More than 50 garment exporters have pledged to invest around R1,000 crore so far, responding to the government’s announcement of a R6,000-crore special package and some radical changes to labour laws for the industry in June, according to the data sourced from the Apparel Export Promotion Council (AEPC) and some companies.
The level of investment commitments announced by exporters so far are way below the government’s ambitious target of attracting investment to the tune of Rs 74,000 crore over the next three years. Nevertheless, the exporters that FE spoke to were unanimous in asserting that the move to allow fixed-term employment is the biggest labour reform done for the garment industry in ages, and they are going to adopt it in a big way.
Also, the exporters said since most of the decisions — including the provision for fixed-term employment — have been notified only recently, more companies could announce their investment plans in coming weeks as well, thus driving up the proposed investment levels.
However, a big exporter, who didn’t want to be named, admitted that since the balance sheets of many of the exporters are already stressed due to subdued demand in previous years, it will take some time for massive investments to flow in. It isn’t clear if Shahi Exports — the country’s largest garment exporter that ships out items worth R6,000-7,000 crore a year — has committed any investment yet, responding to the announcement of the package.
An email sent to the company for this purpose remained unanswered. Through the package, the government is aiming to create 10 million additional jobs, $30 billion in additional exports and investments worth Rs 74,000 crore in the textile and garment sector.
According to Sudhir Dhingra, chairman of one of the country’s largest garment companies, Orient Craft, if the proposed free trade agreement with the EU and another one with Britain are clinched, all these targets will be easily realised. That is because Indian exporters are paying close to 10% duties for supplies to the EU, while key competitor Bangladesh, Pakistan and Cambodia have zero duty access to it. The EU makes up for 37% of India’s garment exports and Britain alone used to account for roughly one-third of the EU demand.
Orient will add 4,000 people to its existing workforce of 32,000 over the next three years. Apart from replacing a small unit in Noida with a bigger one, the company will set up one more facility in the city.
Virender Uppal, chairman of another large exporter, Richa Global, said he will add 3,000 people within a year to its existing employee base of 11,000 people. Narendra Kumar Goenka of Texport Industries says his company is looking to hire 4,500 people over the next three years, recording a sharp increase over the current workforce of 1,000 people.
Over a half a dozen small and medium enterprises with a turnover of less than R5 crore have also pledged to invest. This is important, as roughly 80% of the labour-intensive garment sector is dominated by small-scale industries.
Ashok G Rajani, the chairman of AEPC and also the chief of Midas Touch Exports, has pledged to invest R75 crore and hire 650 people in response to the package.

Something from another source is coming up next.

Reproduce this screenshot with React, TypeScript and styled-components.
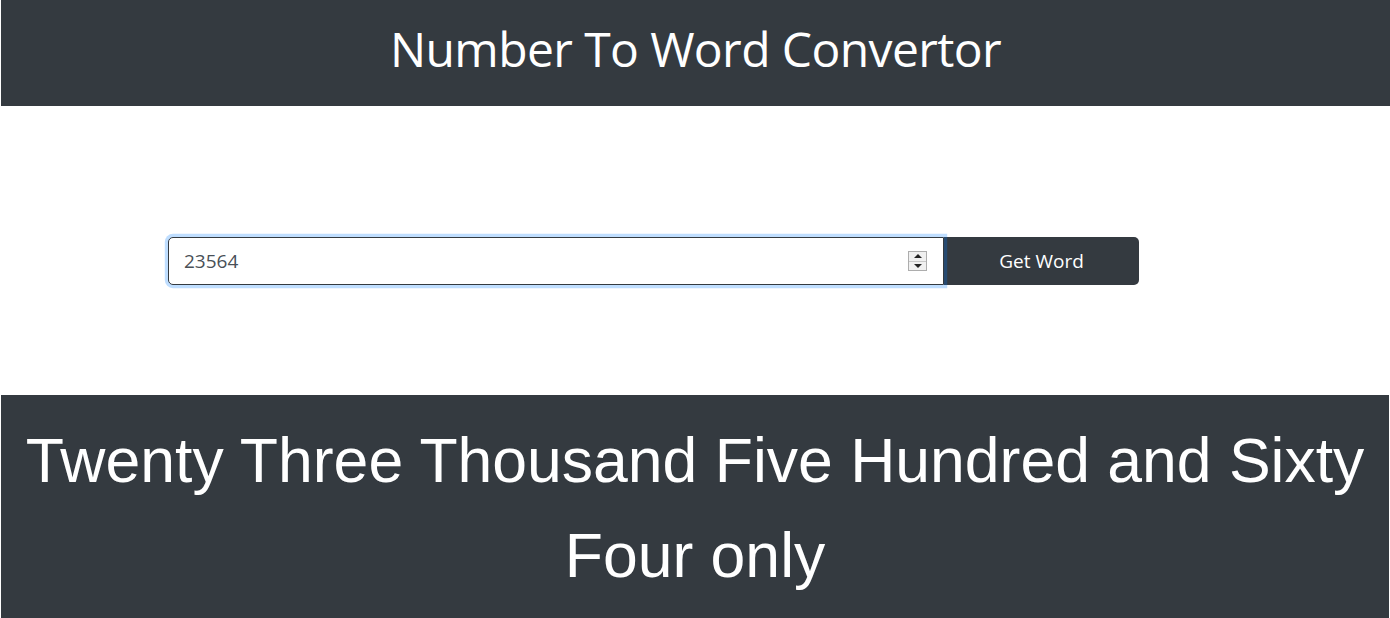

The government in June announced a raft of measures including the introduction of fixed-term employment, optional contribution to EPF by workers earning less than R15,000 a month, refund of employers’ contribution of EPF, additional incentives under the Amended Technology Upgradation Fund Scheme, enhanced duty drawback and some income tax relief to boost the garment sector.
The government introduced fixed-term employment and brought in parity between the contractual and permanent labourers in terms of wages and all other incentives.
So a garment factory now has the flexibility to hire contractual workers for a fixed period with ease so that it can meet supply commitments, given the highly seasonal nature of export orders. Despite enthusiasm shown by exporters for the package, analysts say the targets set by the government are too ambitious to be achieved in a span of three years, given stressed balance sheets of most companies, subdued demand and dented cost competitiveness of Indian exporters vis-a-vis Bangladesh’s or Vietnam’s.
Nevertheless, the analysts added that the steps will also encourage the consolidation of garments units under fewer roofs and more units may come under the organised sector. At present, close to 32 million people are employed in the textiles and garments sector, which is the largest jobs provider after agriculture and accounts for roughly 15% of the country’s exports. The country’s textile and garment exports stood almost flat at $40 billion in the last fiscal, with clothing accounting for $17 billion.